With increasing globalization, lawyers like everyone else, live and function in the age of information technology. Cyberspace - a medium which is oblivious of both time and territorial boundaries – brings to every lawyer's office almost instantaneous links with developments elsewhere in the world. And with that, inevitably, in the context of globalization, comes a demand for greater efficiency and speed of execution.
Lawyers today cannot survive without keeping pace with technological developments. There is no choice in the matter. If in the global village of which I speak, through the medium of cyberspace, legal matters – including research - can be dealt with as swiftly in London or New York as they can be in Hong Kong or Bangkok, then lawyers in Asia must prove themselves as efficient and cost effective as any other legal centre. If not, the geographical advantages which they enjoy will inevitably be eroded. Competence in information technology and its associated management skills has become – and will remain – one of the core competencies required of all lawyers.
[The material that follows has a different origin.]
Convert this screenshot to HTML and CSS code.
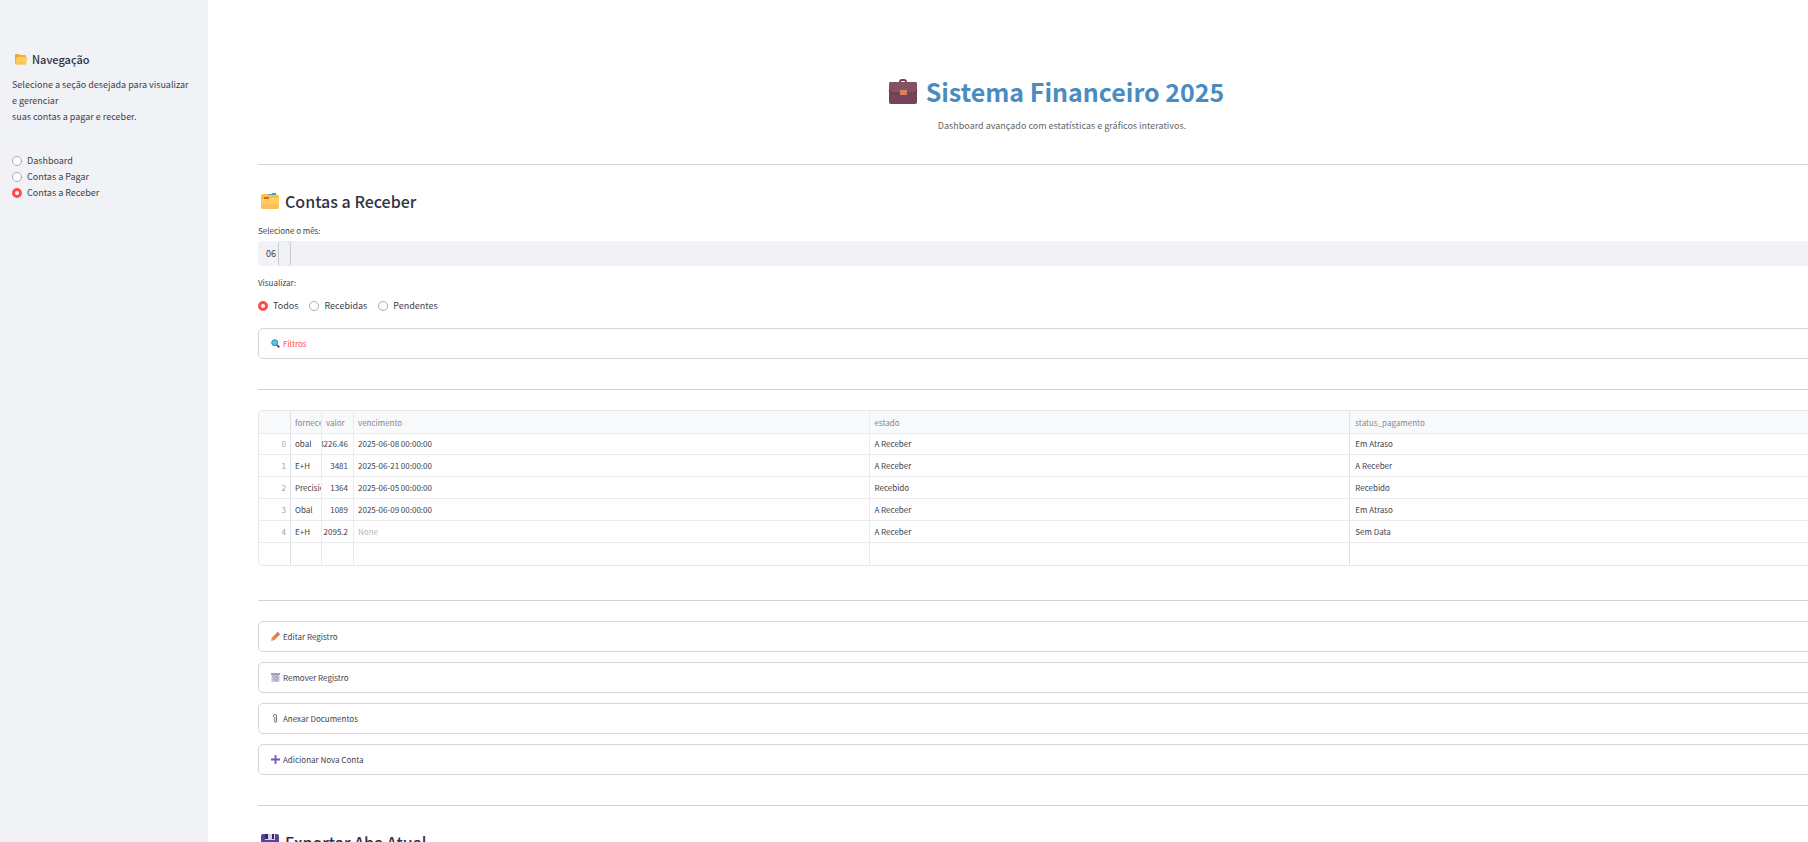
FILE: index.html
```html
<!DOCTYPE html>
<html lang="pt-BR">
<head>
<meta charset="utf-8">
<title>Sistema Financeiro 2025</title>
<link rel="stylesheet" href="styles.css">
</head>
<body>
<div class="app">
  <aside class="sidebar">
    <h3 class="nav-title">
      <svg class="icon-nav" viewBox="0 0 14 14" aria-hidden="true"><path d="M1 3q0-1 1-1h3l1 1h5q1 0 1 1v8H1z" fill="#f0a93a"/><path d="M3 5h10.500l-1.500 7.500H1.200z" fill="#ffd05c"/><path d="M2 9.500h10.500l-.6 3H1.200z" fill="#fdc062"/></svg>
      Navegação
    </h3>
    <p class="nav-text">Selecione a seção desejada para visualizar e gerenciar<br>suas contas a pagar e receber.</p>
    <div class="nav-options">
      <label class="option"><input type="radio" name="page">Dashboard</label>
      <label class="option"><input type="radio" name="page">Contas a Pagar</label>
      <label class="option"><input type="radio" name="page" checked>Contas a Receber</label>
    </div>
  </aside>
  <main class="main">
    <header class="hero">
      <h1 class="hero-title">
        <svg class="icon-hero" viewBox="0 0 30 28" aria-hidden="true"><path d="M12 6V5q0-2 2-2h2q2 0 2 2v1" fill="none" stroke="#71444e" stroke-width="2"/><rect x="1" y="5" width="28" height="22" rx="2" fill="#74445a"/><path d="M1 7q0-2 2-2h24q2 0 2 2v6q0 3-4 3H5q-4 0-4-3z" fill="#855260"/><path d="M1 13q0 3 4 3h20q4 0 4-3" fill="none" stroke="#653b4f"/><rect x="12" y="13" width="7" height="5" fill="#d98060"/></svg>
        Sistema Financeiro 2025
      </h1>
      <p class="hero-text">Dashboard avançado com estatísticas e gráficos interativos.</p>
    </header>
    <hr class="rule">
    <section class="filters">
      <h2 class="heading">
        <svg class="icon-heading" viewBox="0 0 20 18" aria-hidden="true"><path d="M12 3V1h4v2z" fill="#2fb783"/><path d="M8 4V2h5v2z" fill="#3d9be0"/><path d="M1 4q0-2 2-2h5l1 1h9q1 0 1 2v4H1z" fill="#f9c046"/><path d="M4 5h5v2H4z" fill="#ee5148"/><path d="M1 7h7l2-1h9v9q0 2-2 2H3q-2 0-2-2z" fill="#ffd15a"/><path d="M1 12h18v3q0 2-2 2H3q-2 0-2-2z" fill="#fdbf5c"/></svg>
        Contas a Receber
      </h2>
      <label class="field-label month-label" for="month">Selecione o mês:</label>
      <div class="month-box">
        <select class="month" id="month"><option>06</option></select>
        <span class="month-cursor"></span>
      </div>
      <p class="field-label view-label" id="view-label">Visualizar:</p>
      <div class="view-options" role="radiogroup" aria-labelledby="view-label">
        <label class="option"><input type="radio" name="view" checked>Todos</label>
        <label class="option"><input type="radio" name="view">Recebidas</label>
        <label class="option"><input type="radio" name="view">Pendentes</label>
      </div>
      <button class="expander active" type="button">
        <svg class="icon-small" viewBox="0 0 9 9" aria-hidden="true"><path d="M6 6l2.300 2.300" stroke="#6d3a72" stroke-width="1.800"/><circle cx="3.700" cy="3.700" r="3" fill="#55c8e8" stroke="#3d82ad"/></svg>
        Filtros
      </button>
    </section>
    <hr class="rule">
    <table class="grid">
      <colgroup><col class="c-index"><col class="c-name"><col class="c-value"><col class="c-due"><col class="c-state"><col class="c-status"></colgroup>
      <thead>
        <tr><th></th><th>fornecedor</th><th>valor</th><th>vencimento</th><th>estado</th><th>status_pagamento</th></tr>
      </thead>
      <tbody>
        <tr><td class="num">0</td><td>obal</td><td><span class="amount">3226.46</span></td><td>2025-06-08 00:00:00</td><td>A Receber</td><td>Em Atraso</td></tr>
        <tr><td class="num">1</td><td>E+H</td><td><span class="amount">3481</span></td><td>2025-06-21 00:00:00</td><td>A Receber</td><td>A Receber</td></tr>
        <tr><td class="num">2</td><td>Precision</td><td><span class="amount">1364</span></td><td>2025-06-05 00:00:00</td><td>Recebido</td><td>Recebido</td></tr>
        <tr><td class="num">3</td><td>Obal</td><td><span class="amount">1089</span></td><td>2025-06-09 00:00:00</td><td>A Receber</td><td>Em Atraso</td></tr>
        <tr><td class="num">4</td><td>E+H</td><td><span class="amount">2095.2</span></td><td class="none">None</td><td>A Receber</td><td>Sem Data</td></tr>
        <tr><td></td><td></td><td></td><td></td><td></td><td></td></tr>
      </tbody>
    </table>
    <hr class="rule">
    <section class="actions">
      <button class="expander" type="button">
        <svg class="icon-small" viewBox="0 0 9 9" aria-hidden="true"><path d="M.3 8.700L1 5.500l5-5 2.500 2.500-5 5z" fill="#f47b3f"/><path d="M5.700 1l1-1L9 2.300l-1 1z" fill="#e8507a"/><path d="M.3 8.700L1 6l2 2z" fill="#e9a06d"/></svg>
        Editar Registro
      </button>
      <button class="expander" type="button">
        <svg class="icon-small" viewBox="0 0 9 9" aria-hidden="true"><path d="M0 0h9v2H0z" fill="#a29cb5"/><path d="M.5 2h8v7h-8z" fill="#cac6d6"/><path d="M1 3l5 5M3 2l5 5M7 2L2 7M8 4L4 8" stroke="#9a94ae" stroke-width=".7"/></svg>
        Remover Registro
      </button>
      <button class="expander" type="button">
        <svg class="icon-small" viewBox="0 0 9 9" aria-hidden="true"><path d="M2.500 3V2q0-1.500 1.500-1.500T5.500 2v5q0 1.500-.9 1.500T3.700 7V3" fill="none" stroke="#77737d"/></svg>
        Anexar Documentos
      </button>
      <button class="expander" type="button">
        <svg class="icon-small" viewBox="0 0 9 9" aria-hidden="true"><path d="M4.500 0v9M0 4.500h9" stroke="#7b52c4" stroke-width="1.800"/></svg>
        Adicionar Nova Conta
      </button>
    </section>
    <hr class="rule">
    <h2 class="heading">
      <svg class="icon-heading" viewBox="0 0 20 18" aria-hidden="true"><path d="M1 3q0-2 2-2h14q2 0 2 2v14H1z" fill="#55459a"/><path d="M5 1h10v6H5z" fill="#d9cfe6"/><path d="M5 1h3v5H5zM12 1h2v5h-2z" fill="#35255f"/><path d="M4 11h12v6H4z" fill="#e9e3f2"/></svg>
      Exportar Aba Atual
    </h2>
  </main>
</div>
</body>
</html>
```
FILE: styles.css
```css
* { box-sizing: border-box; }
body {
  margin: 0;
  height: 100vh;
  overflow: hidden;
  background: #fff;
  color: #3f414c;
  font-family: "Noto Sans CJK SC", "Noto Sans", sans-serif;
  font-size: 9px;
  line-height: 16px;
}
h1, h2, h3, p { margin: 0; }
.app { display: flex; min-height: 100vh; }
.sidebar {
  flex: 0 0 208px;
  padding: 51px 16px 0 12px;
  background: #f0f2f6;
}
.nav-title {
  display: flex;
  align-items: center;
  gap: 4px;
  padding-left: 2px;
  color: #31333f;
  font-size: 11px;
  font-weight: 500;
}
.icon-nav { width: 14px; height: 14px; }
.nav-text { margin-top: 10px; }
.nav-options { margin-top: 28px; }
.option { display: flex; align-items: center; gap: 5px; }
.option input {
  appearance: none;
  width: 10px;
  height: 10px;
  margin: 0;
  border: 1px solid #a9abb3;
  border-radius: 50%;
  background: #fff;
}
.option input:checked { border: 3px solid #ff4b4b; }
.main {
  flex: 1 0 auto;
  width: calc(100% - 208px);
  margin-right: -46px;
  padding: 75px 0 0 50px;
}
.hero { text-align: center; }
.hero-title {
  display: flex;
  align-items: center;
  justify-content: center;
  gap: 8px;
  color: #4a8bc2;
  font-size: 25px;
  font-weight: 700;
  line-height: 32px;
}
.icon-hero { width: 30px; height: 28px; }
.hero-text { margin-top: 11px; padding-left: 12px; color: #666; }
.rule { margin: 30px 0 20px; border: 0; border-top: 1px solid #d3d3d5; }
.heading {
  display: flex;
  align-items: center;
  gap: 5px;
  padding-left: 2px;
  color: #31333f;
  font-size: 16px;
  font-weight: 500;
  line-height: 32px;
}
.icon-heading { width: 20px; height: 18px; }
.field-label { display: block; font-size: 8px; }
.month-label { margin: 6px 0 2px; }
.month-box { position: relative; height: 25px; }
.month {
  appearance: none;
  width: 100%;
  height: 25px;
  padding: 0 8px;
  border: 0;
  border-radius: 4px;
  background: #f0f2f6;
  color: inherit;
  font: inherit;
}
.month-cursor {
  position: absolute;
  top: 0;
  left: 20px;
  width: 13px;
  height: 25px;
  border: solid #c8c9ce;
  border-width: 0 1px;
  border-radius: 4px;
}
.view-label { margin-top: 9px; }
.view-options { display: flex; gap: 11px; margin: 7px 0 14px; }
.expander {
  display: flex;
  align-items: center;
  gap: 3px;
  width: 100%;
  height: 31px;
  padding: 0 12px;
  border: 1px solid #d4d5d7;
  border-radius: 5px;
  background: #fff;
  color: inherit;
  font: inherit;
  font-size: 8px;
}
.expander.active { color: #ff4b4b; }
.icon-small { width: 9px; height: 9px; }
.actions { display: grid; gap: 10px; }
.grid {
  width: 100%;
  margin-bottom: 34px;
  table-layout: fixed;
  border: 1px solid #e6e7e9;
  border-radius: 5px;
  border-spacing: 0;
  overflow: hidden;
  font-size: 8px;
}
.c-index, .c-value { width: 32px; }
.c-name { width: 31px; }
.c-due { width: 32.4%; }
.c-state { width: 30.1%; }
.grid th, .grid td {
  height: 22px;
  padding: 0 4px;
  border: solid #ececef;
  border-width: 0 1px 1px 0;
  text-align: left;
  white-space: nowrap;
  overflow: hidden;
}
.grid th {
  height: 23px;
  padding-top: 2px;
  background: #f8f9fb;
  color: #85868e;
  font-weight: 400;
}
.grid th:nth-child(2), .grid td:nth-child(2) { padding-right: 0; }
.grid th:nth-child(1), .grid td:nth-child(1),
.grid th:nth-child(5), .grid td:nth-child(5) { border-right-color: #e0e1e4; }
.grid td:nth-child(3) { padding: 0 5px 0 0; }
.grid th:nth-child(6), .grid td:nth-child(6) { padding-left: 5px; }
.grid tr:first-child td { height: 21px; }
.grid tr:last-child td { border-bottom: 0; }
.grid td.num { color: #a0a1a8; text-align: right; }
.grid td.none { color: #b5b6bb; }
.amount { display: flex; justify-content: flex-end; }
```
Ultimately, we must remember that the practice of law is much more than merely a market driven business. Whom do lawyers serve? A cynic may reply that increasingly they serve only themselves. But that is not so and cannot be so. Earlier I said that lawyers in Asia will have to face the demands of rising expectations from a better educated, and a more informed public. These rising expectations will relate not simply to expertise and technological skills but also to matters of integrity. As such, from whichever jurisdiction we come, we must ensure that professional standards are honoured and enforced. For it must never be forgotten that we are a profession, one with enviable traditions and the highest ideals. Lawyers in Asia enjoy the privilege of status in their communities. But with that status comes responsibility, a responsibility best expressed, I think, in the ideal of professional service. Be assured that a better educated, better informed public will always remind the legal profession of this ideal.
May I wish you all an informative, productive and most enjoyable conference. Thank you.